***** Dataset extract *****
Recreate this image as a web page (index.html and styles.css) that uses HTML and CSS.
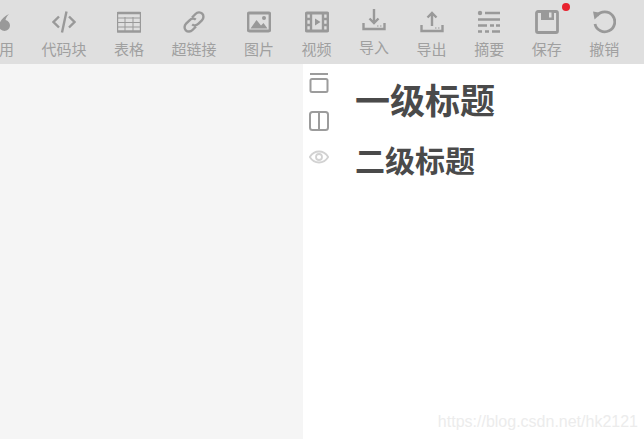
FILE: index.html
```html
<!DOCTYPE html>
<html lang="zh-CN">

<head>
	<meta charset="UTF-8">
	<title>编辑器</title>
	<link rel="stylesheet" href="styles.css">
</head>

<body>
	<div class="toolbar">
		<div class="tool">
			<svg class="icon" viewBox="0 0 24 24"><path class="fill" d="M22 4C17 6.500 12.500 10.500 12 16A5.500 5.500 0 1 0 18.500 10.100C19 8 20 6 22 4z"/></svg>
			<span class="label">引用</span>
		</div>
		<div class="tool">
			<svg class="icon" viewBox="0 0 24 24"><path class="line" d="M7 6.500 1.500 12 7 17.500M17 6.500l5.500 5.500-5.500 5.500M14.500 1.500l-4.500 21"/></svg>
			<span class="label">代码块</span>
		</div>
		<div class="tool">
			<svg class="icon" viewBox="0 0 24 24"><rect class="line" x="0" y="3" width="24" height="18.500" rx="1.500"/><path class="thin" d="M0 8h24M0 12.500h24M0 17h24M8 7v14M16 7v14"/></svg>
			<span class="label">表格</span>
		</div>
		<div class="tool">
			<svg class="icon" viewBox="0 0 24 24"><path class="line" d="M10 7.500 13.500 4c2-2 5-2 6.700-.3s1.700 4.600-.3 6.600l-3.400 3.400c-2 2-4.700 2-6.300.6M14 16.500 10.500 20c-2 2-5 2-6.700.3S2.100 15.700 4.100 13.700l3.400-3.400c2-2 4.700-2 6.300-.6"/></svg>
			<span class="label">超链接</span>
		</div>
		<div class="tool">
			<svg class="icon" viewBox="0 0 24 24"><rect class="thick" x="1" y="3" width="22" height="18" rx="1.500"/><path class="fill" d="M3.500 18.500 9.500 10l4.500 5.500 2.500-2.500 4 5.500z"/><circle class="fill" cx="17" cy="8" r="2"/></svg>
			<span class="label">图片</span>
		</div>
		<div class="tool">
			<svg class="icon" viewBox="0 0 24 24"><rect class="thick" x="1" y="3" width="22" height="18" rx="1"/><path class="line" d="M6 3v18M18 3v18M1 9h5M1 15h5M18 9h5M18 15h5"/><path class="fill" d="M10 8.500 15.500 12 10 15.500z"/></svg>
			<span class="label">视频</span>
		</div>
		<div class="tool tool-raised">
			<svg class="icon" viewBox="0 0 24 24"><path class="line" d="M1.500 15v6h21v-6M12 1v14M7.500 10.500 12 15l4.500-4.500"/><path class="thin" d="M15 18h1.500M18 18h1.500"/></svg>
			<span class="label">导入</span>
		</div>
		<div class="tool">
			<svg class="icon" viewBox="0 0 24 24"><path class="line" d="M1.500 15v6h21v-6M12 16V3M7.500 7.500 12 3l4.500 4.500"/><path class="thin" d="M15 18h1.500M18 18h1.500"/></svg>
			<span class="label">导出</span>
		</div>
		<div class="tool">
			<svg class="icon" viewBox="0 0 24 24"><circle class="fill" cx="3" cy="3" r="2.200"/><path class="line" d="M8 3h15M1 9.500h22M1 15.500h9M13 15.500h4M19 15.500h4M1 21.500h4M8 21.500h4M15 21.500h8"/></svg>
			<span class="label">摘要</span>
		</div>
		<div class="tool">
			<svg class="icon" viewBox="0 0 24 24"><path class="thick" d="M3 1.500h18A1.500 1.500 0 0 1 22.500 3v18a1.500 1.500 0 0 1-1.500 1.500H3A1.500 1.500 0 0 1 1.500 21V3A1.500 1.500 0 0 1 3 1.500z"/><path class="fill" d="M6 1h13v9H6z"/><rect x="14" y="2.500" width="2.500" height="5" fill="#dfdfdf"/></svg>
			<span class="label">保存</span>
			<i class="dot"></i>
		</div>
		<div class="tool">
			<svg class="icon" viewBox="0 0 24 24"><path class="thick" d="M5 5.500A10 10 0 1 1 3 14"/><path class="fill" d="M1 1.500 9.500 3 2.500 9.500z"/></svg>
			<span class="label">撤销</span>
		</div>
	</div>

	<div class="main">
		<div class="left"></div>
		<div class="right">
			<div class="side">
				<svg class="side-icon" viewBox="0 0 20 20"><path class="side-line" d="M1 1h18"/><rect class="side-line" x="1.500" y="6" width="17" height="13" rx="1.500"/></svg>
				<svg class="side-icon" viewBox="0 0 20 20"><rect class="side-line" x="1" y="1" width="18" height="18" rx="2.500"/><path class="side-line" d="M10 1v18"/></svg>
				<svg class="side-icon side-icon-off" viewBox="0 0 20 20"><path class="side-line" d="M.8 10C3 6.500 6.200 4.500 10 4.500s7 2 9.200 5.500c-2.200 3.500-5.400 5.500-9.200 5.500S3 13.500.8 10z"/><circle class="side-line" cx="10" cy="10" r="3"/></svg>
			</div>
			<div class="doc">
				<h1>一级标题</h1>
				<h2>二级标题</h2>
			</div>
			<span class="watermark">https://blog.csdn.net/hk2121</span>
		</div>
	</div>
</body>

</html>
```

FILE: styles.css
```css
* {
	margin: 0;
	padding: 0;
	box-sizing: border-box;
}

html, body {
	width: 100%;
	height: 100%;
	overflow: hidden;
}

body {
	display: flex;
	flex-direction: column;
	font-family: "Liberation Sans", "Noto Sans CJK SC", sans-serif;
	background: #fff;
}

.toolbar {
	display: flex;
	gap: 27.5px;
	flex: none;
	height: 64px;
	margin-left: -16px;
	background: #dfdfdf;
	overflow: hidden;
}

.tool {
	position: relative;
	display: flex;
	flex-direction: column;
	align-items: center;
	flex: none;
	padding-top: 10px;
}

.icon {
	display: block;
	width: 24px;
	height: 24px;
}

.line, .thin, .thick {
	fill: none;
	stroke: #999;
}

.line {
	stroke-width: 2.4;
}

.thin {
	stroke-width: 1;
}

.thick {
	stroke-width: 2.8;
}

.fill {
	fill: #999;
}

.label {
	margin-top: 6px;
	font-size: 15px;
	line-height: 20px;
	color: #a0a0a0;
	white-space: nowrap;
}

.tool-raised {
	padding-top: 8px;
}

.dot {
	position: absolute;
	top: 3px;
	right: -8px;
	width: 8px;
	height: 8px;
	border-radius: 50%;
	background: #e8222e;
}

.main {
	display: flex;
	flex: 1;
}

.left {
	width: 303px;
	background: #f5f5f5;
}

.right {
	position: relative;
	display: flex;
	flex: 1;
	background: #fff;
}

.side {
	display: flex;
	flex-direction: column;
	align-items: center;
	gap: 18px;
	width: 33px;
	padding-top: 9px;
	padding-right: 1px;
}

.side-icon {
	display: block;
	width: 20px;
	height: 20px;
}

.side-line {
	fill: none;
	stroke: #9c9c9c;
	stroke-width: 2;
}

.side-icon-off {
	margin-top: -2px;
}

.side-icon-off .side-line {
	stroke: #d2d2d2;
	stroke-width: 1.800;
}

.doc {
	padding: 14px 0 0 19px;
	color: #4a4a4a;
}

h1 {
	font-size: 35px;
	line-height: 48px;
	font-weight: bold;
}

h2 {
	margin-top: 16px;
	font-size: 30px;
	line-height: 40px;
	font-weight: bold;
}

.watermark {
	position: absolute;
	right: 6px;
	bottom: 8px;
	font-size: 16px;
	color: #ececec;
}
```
*****
__Task statement__. Transcribe each line above verbatim, with the pictures left out.

__Complete output__.
Recreate this image as a web page (index.html and styles.css) that uses HTML and CSS.
FILE: index.html
```html
<!DOCTYPE html>
<html lang="zh-CN">

<head>
	<meta charset="UTF-8">
	<title>编辑器</title>
	<link rel="stylesheet" href="styles.css">
</head>

<body>
	<div class="toolbar">
		<div class="tool">
			<svg class="icon" viewBox="0 0 24 24"><path class="fill" d="M22 4C17 6.500 12.500 10.500 12 16A5.500 5.500 0 1 0 18.500 10.100C19 8 20 6 22 4z"/></svg>
			<span class="label">引用</span>
		</div>
		<div class="tool">
			<svg class="icon" viewBox="0 0 24 24"><path class="line" d="M7 6.500 1.500 12 7 17.500M17 6.500l5.500 5.500-5.500 5.500M14.500 1.500l-4.500 21"/></svg>
			<span class="label">代码块</span>
		</div>
		<div class="tool">
			<svg class="icon" viewBox="0 0 24 24"><rect class="line" x="0" y="3" width="24" height="18.500" rx="1.500"/><path class="thin" d="M0 8h24M0 12.500h24M0 17h24M8 7v14M16 7v14"/></svg>
			<span class="label">表格</span>
		</div>
		<div class="tool">
			<svg class="icon" viewBox="0 0 24 24"><path class="line" d="M10 7.500 13.500 4c2-2 5-2 6.700-.3s1.700 4.600-.3 6.600l-3.400 3.400c-2 2-4.700 2-6.300.6M14 16.500 10.500 20c-2 2-5 2-6.700.3S2.100 15.700 4.100 13.700l3.400-3.400c2-2 4.700-2 6.300-.6"/></svg>
			<span class="label">超链接</span>
		</div>
		<div class="tool">
			<svg class="icon" viewBox="0 0 24 24"><rect class="thick" x="1" y="3" width="22" height="18" rx="1.500"/><path class="fill" d="M3.500 18.500 9.500 10l4.500 5.500 2.500-2.500 4 5.500z"/><circle class="fill" cx="17" cy="8" r="2"/></svg>
			<span class="label">图片</span>
		</div>
		<div class="tool">
			<svg class="icon" viewBox="0 0 24 24"><rect class="thick" x="1" y="3" width="22" height="18" rx="1"/><path class="line" d="M6 3v18M18 3v18M1 9h5M1 15h5M18 9h5M18 15h5"/><path class="fill" d="M10 8.500 15.500 12 10 15.500z"/></svg>
			<span class="label">视频</span>
		</div>
		<div class="tool tool-raised">
			<svg class="icon" viewBox="0 0 24 24"><path class="line" d="M1.500 15v6h21v-6M12 1v14M7.500 10.500 12 15l4.500-4.500"/><path class="thin" d="M15 18h1.500M18 18h1.500"/></svg>
			<span class="label">导入</span>
		</div>
		<div class="tool">
			<svg class="icon" viewBox="0 0 24 24"><path class="line" d="M1.500 15v6h21v-6M12 16V3M7.500 7.500 12 3l4.500 4.500"/><path class="thin" d="M15 18h1.500M18 18h1.500"/></svg>
			<span class="label">导出</span>
		</div>
		<div class="tool">
			<svg class="icon" viewBox="0 0 24 24"><circle class="fill" cx="3" cy="3" r="2.200"/><path class="line" d="M8 3h15M1 9.500h22M1 15.500h9M13 15.500h4M19 15.500h4M1 21.500h4M8 21.500h4M15 21.500h8"/></svg>
			<span class="label">摘要</span>
		</div>
		<div class="tool">
			<svg class="icon" viewBox="0 0 24 24"><path class="thick" d="M3 1.500h18A1.500 1.500 0 0 1 22.500 3v18a1.500 1.500 0 0 1-1.500 1.500H3A1.500 1.500 0 0 1 1.500 21V3A1.500 1.500 0 0 1 3 1.500z"/><path class="fill" d="M6 1h13v9H6z"/><rect x="14" y="2.500" width="2.500" height="5" fill="#dfdfdf"/></svg>
			<span class="label">保存</span>
			<i class="dot"></i>
		</div>
		<div class="tool">
			<svg class="icon" viewBox="0 0 24 24"><path class="thick" d="M5 5.500A10 10 0 1 1 3 14"/><path class="fill" d="M1 1.500 9.500 3 2.500 9.500z"/></svg>
			<span class="label">撤销</span>
		</div>
	</div>

	<div class="main">
		<div class="left"></div>
		<div class="right">
			<div class="side">
				<svg class="side-icon" viewBox="0 0 20 20"><path class="side-line" d="M1 1h18"/><rect class="side-line" x="1.500" y="6" width="17" height="13" rx="1.500"/></svg>
				<svg class="side-icon" viewBox="0 0 20 20"><rect class="side-line" x="1" y="1" width="18" height="18" rx="2.500"/><path class="side-line" d="M10 1v18"/></svg>
				<svg class="side-icon side-icon-off" viewBox="0 0 20 20"><path class="side-line" d="M.8 10C3 6.500 6.200 4.500 10 4.500s7 2 9.200 5.500c-2.200 3.500-5.400 5.500-9.200 5.500S3 13.500.8 10z"/><circle class="side-line" cx="10" cy="10" r="3"/></svg>
			</div>
			<div class="doc">
				<h1>一级标题</h1>
				<h2>二级标题</h2>
			</div>
			<span class="watermark">https://blog.csdn.net/hk2121</span>
		</div>
	</div>
</body>

</html>
```

FILE: styles.css
```css
* {
	margin: 0;
	padding: 0;
	box-sizing: border-box;
}

html, body {
	width: 100%;
	height: 100%;
	overflow: hidden;
}

body {
	display: flex;
	flex-direction: column;
	font-family: "Liberation Sans", "Noto Sans CJK SC", sans-serif;
	background: #fff;
}

.toolbar {
	display: flex;
	gap: 27.5px;
	flex: none;
	height: 64px;
	margin-left: -16px;
	background: #dfdfdf;
	overflow: hidden;
}

.tool {
	position: relative;
	display: flex;
	flex-direction: column;
	align-items: center;
	flex: none;
	padding-top: 10px;
}

.icon {
	display: block;
	width: 24px;
	height: 24px;
}

.line, .thin, .thick {
	fill: none;
	stroke: #999;
}

.line {
	stroke-width: 2.4;
}

.thin {
	stroke-width: 1;
}

.thick {
	stroke-width: 2.8;
}

.fill {
	fill: #999;
}

.label {
	margin-top: 6px;
	font-size: 15px;
	line-height: 20px;
	color: #a0a0a0;
	white-space: nowrap;
}

.tool-raised {
	padding-top: 8px;
}

.dot {
	position: absolute;
	top: 3px;
	right: -8px;
	width: 8px;
	height: 8px;
	border-radius: 50%;
	background: #e8222e;
}

.main {
	display: flex;
	flex: 1;
}

.left {
	width: 303px;
	background: #f5f5f5;
}

.right {
	position: relative;
	display: flex;
	flex: 1;
	background: #fff;
}

.side {
	display: flex;
	flex-direction: column;
	align-items: center;
	gap: 18px;
	width: 33px;
	padding-top: 9px;
	padding-right: 1px;
}

.side-icon {
	display: block;
	width: 20px;
	height: 20px;
}

.side-line {
	fill: none;
	stroke: #9c9c9c;
	stroke-width: 2;
}

.side-icon-off {
	margin-top: -2px;
}

.side-icon-off .side-line {
	stroke: #d2d2d2;
	stroke-width: 1.800;
}

.doc {
	padding: 14px 0 0 19px;
	color: #4a4a4a;
}

h1 {
	font-size: 35px;
	line-height: 48px;
	font-weight: bold;
}

h2 {
	margin-top: 16px;
	font-size: 30px;
	line-height: 40px;
	font-weight: bold;
}

.watermark {
	position: absolute;
	right: 6px;
	bottom: 8px;
	font-size: 16px;
	color: #ececec;
}
```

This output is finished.